Harley Quinn, the clown princess of crime, has a cult fan following that spawned a million cosplays, and people have known EXACTLY who she is ever since she bounced onto the scene in the 1990s Batman cartoon. We even exactly what her voice sounds like (it’s always Arleen Sorkin… or Tara Strong’s perfect imitation of Arleen Sorkin). As a tragic figure forever tormented by her abusive boyfriend The Joker (yet another DC character who is better known and more popular than Wonder Woman), I understand that Harley may not be the role model you want, but you can’t argue with her impact or her marketability.
Every year I go to NYCC and anime shows and so forth and Harley Quinn has actually become a strange genre of cosplay. I see droves of women (and occasional men) sporting a bilateral red & black jester/clown look, often one of their own design. When asked to pose for pictures, they act like Harley for the Camera, because they know how she acts.
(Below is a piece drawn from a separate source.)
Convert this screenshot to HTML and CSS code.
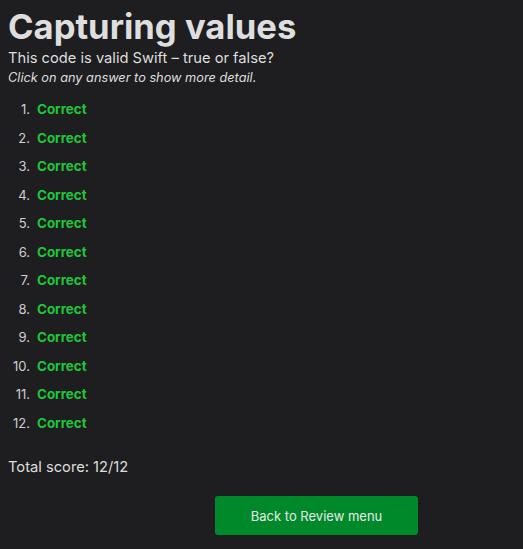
FILE: index.html
```html
<!DOCTYPE html>
<html>
<head>
<meta charset="utf-8">
<link rel="stylesheet" href="styles.css">
</head>
<body>
<main class="page">
  <h1 class="title">Capturing values</h1>
  <p class="subtitle">This code is valid Swift – true or false?</p>
  <p class="hint">Click on any answer to show more detail.</p>
  <ol class="answers">
    <li><span class="correct">Correct</span></li>
    <li><span class="correct">Correct</span></li>
    <li><span class="correct">Correct</span></li>
    <li><span class="correct">Correct</span></li>
    <li><span class="correct">Correct</span></li>
    <li><span class="correct">Correct</span></li>
    <li><span class="correct">Correct</span></li>
    <li><span class="correct">Correct</span></li>
    <li><span class="correct">Correct</span></li>
    <li><span class="correct">Correct</span></li>
    <li><span class="correct">Correct</span></li>
    <li><span class="correct">Correct</span></li>
  </ol>
  <p class="score">Total score: 12/12</p>
  <div class="actions">
    <button class="back">Back to Review menu</button>
  </div>
</main>
</body>
</html>
```
FILE: styles.css
```css
html, body {
  margin: 0;
  padding: 0;
  background: #1e1e20;
}
body {
  font-family: Inter, "Noto Sans", sans-serif;
  color: #dedede;
}
.page {
  padding: 6px 8px 0 8px;
}
.title {
  margin: 0;
  font-size: 34.6px;
  font-weight: 700;
  line-height: 40px;
}
.subtitle {
  margin: 2px 0 0 0;
  font-size: 14.7px;
  line-height: 20px;
}
.hint {
  margin: 0;
  font-size: 12.75px;
  font-style: italic;
  line-height: 20px;
}
.answers {
  margin: 7px 0 0 0;
  padding: 0;
  list-style: none;
  counter-reset: item;
  font-size: 13.4px;
}
.answers li {
  counter-increment: item;
  display: flex;
  align-items: baseline;
  gap: 7px;
  line-height: 28.5px;
}
.answers li::before {
  content: counter(item) ".";
  width: 22px;
  text-align: right;
  color: #cfcfcf;
  font-size: 13px;
}
.correct {
  color: #1fc63a;
  font-weight: 700;
}
.score {
  margin: 20px 0 0 0;
  font-size: 14.7px;
  line-height: 20px;
}
.actions {
  display: flex;
  margin-top: 19px;
  padding-left: 207px;
}
.back {
  width: 203px;
  height: 39px;
  border: none;
  border-radius: 3px;
  background: #00892a;
  color: #e8e8e8;
  font-family: Inter, "Noto Sans", sans-serif;
  font-size: 13px;
}
```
It all just goes to show that people care. For whatever reason, she resonates with the audience.
This is just a guess, but I think if you put it to an anonymous poll (which I would do right here if I knew how), asking people whether they wanted to see a solo Harley or Wonder Woman story on screen (big or small); more people would want to see Harley. Hell, I bet a Harley solo comic series wouldn’t be a hard sell.
In conclusion; the assertion that Wonder Woman is a primary colour of the DC universe is a false one, and I just wish we could all be honest about it. DC have better female characters they could be promoting. I wish we could all agree that, yes, Wonder Woman was good in that George Perez run, and we loved the old TV show, but that DC have been pissing in the wind with that character for decades and now she’s basically become the Nike swish.
And who wants to see a movie about that?